In Planescape the blood war emphasizes things like Evil's violent treacherous nature, the fact that Evil can never truly be defeated, the fact that Law and Chaos are Very Important, and a bunch of other things that matter to that setting. Shoving it into Greyhawk Lite or other post 2e setting is just pointless. Many players don't even know the difference between demons and devils, why do players care if they're fighting each other, why would players care about the details about a war they can never influence, and that is unlikely to influence them on their home plane? Not to mention many players consider Law and Chaos to not mean anything at all. (I'm not going to argue whether or not they do, but the point is, many players consider the terms confusing and meaningless, thus an eternal fight between the two isn't going tobe something they're interested in).

Your point about ignoring the 3.x stuff is quite valid, everyone I've ever seen talk about how interesting the blood war is has referred to 2e products, I don't know anyone who's only read the 3.x products and been interested by the Great Wheel, especially before the fiendish codex stuff (which was at least a little bit better). In fact I don't know anyone who really liked using MotP or the Core Rulebooks planer stuff who didn't just use it to convert earlier fluff to 3.x.

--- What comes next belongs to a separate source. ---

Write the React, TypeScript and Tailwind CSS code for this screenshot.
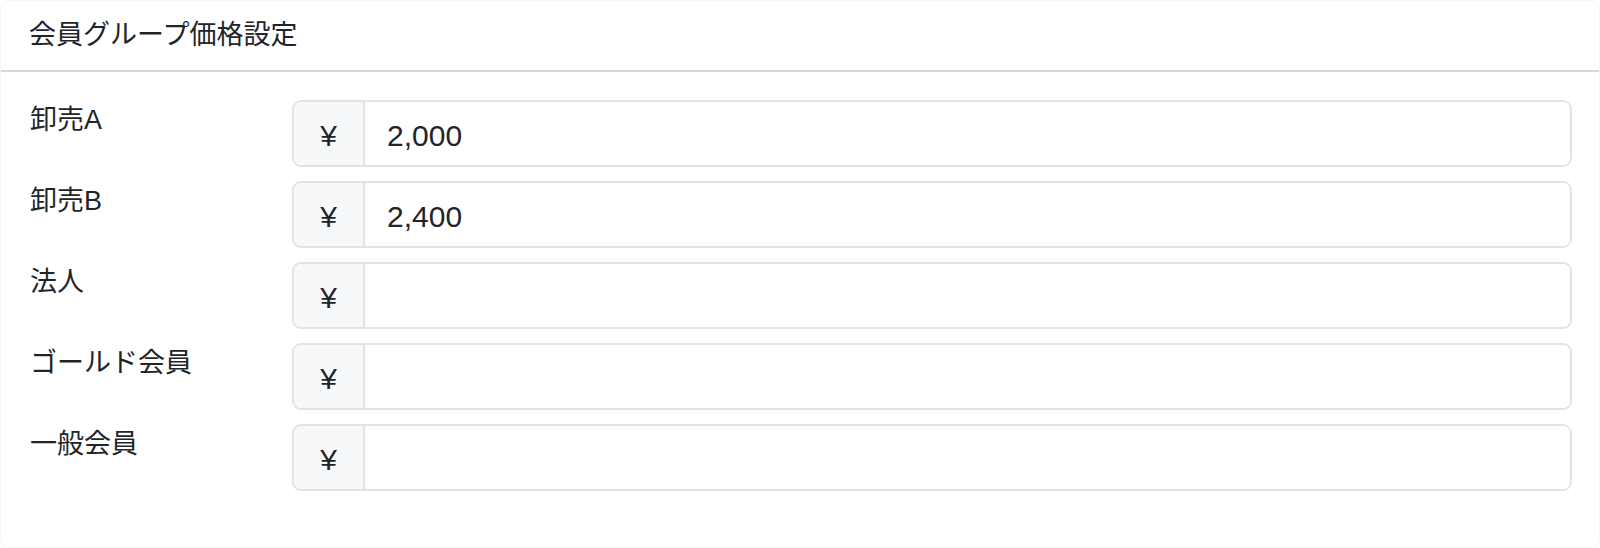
const groups = [
  { name: "卸売A", price: "2,000" },
  { name: "卸売B", price: "2,400" },
  { name: "法人", price: "" },
  { name: "ゴールド会員", price: "" },
  { name: "一般会員", price: "" },
]

const font = { fontFamily: '"Liberation Sans", "Noto Sans CJK JP", sans-serif' }

export default function App() {
  return (
    <div className="w-[1600px] h-[548px] bg-white text-[#212529]" style={font}>
      <div className="h-full rounded-lg border border-[#f6f6f6] bg-white overflow-hidden">
        <div className="h-[71px] flex items-center px-[28px] border-b-2 border-[#d7d7d7]">
          <h2 className="text-[27px] leading-none">会員グループ価格設定</h2>
        </div>
        <div className="pt-[28px] pl-[29px] pr-[27px] flex flex-col gap-[14px]">
          {groups.map((g) => (
            <div key={g.name} className="flex items-start">
              <label className="w-[262px] shrink-0 text-[27px] leading-[40px]">{g.name}</label>
              <div className="flex-1 h-[67px] flex rounded-[9px] border-2 border-[#e3e3e3] overflow-hidden">
                <span className="w-[71px] shrink-0 flex items-center justify-center pt-[4px] bg-[#f7f8f9] border-r-2 border-[#e3e3e3] text-[30px]">
                  ¥
                </span>
                <input
                  defaultValue={g.price}
                  className="flex-1 min-w-0 pl-[22px] pt-[4px] text-[30px] bg-white outline-none text-[#212529]"
                  style={font}
                />
              </div>
            </div>
          ))}
        </div>
      </div>
    </div>
  )
}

Planescape is a great setting and I'd like to see it released again, but it's a setting, not a cosmology, wheras the 4e cosmology is designed to actually be used as a cosmology, and is being written by people who are actually interested in it (again, as opposed to many 3.x planer stuff seemed) which will hopefully make planer stuff actually intriguing for newbies.
 

Dire Lemming said:
I figure it's a metaphor for the inherently self destructive nature of evil.

Except of course, that's not so much a "metaphor" as a "fantasy cliche", since the majority of "evil" people in real life get along fairly well, (at least with their buddies and people who agree with them) and don't actually spend more time killing each other off than annoying normal people.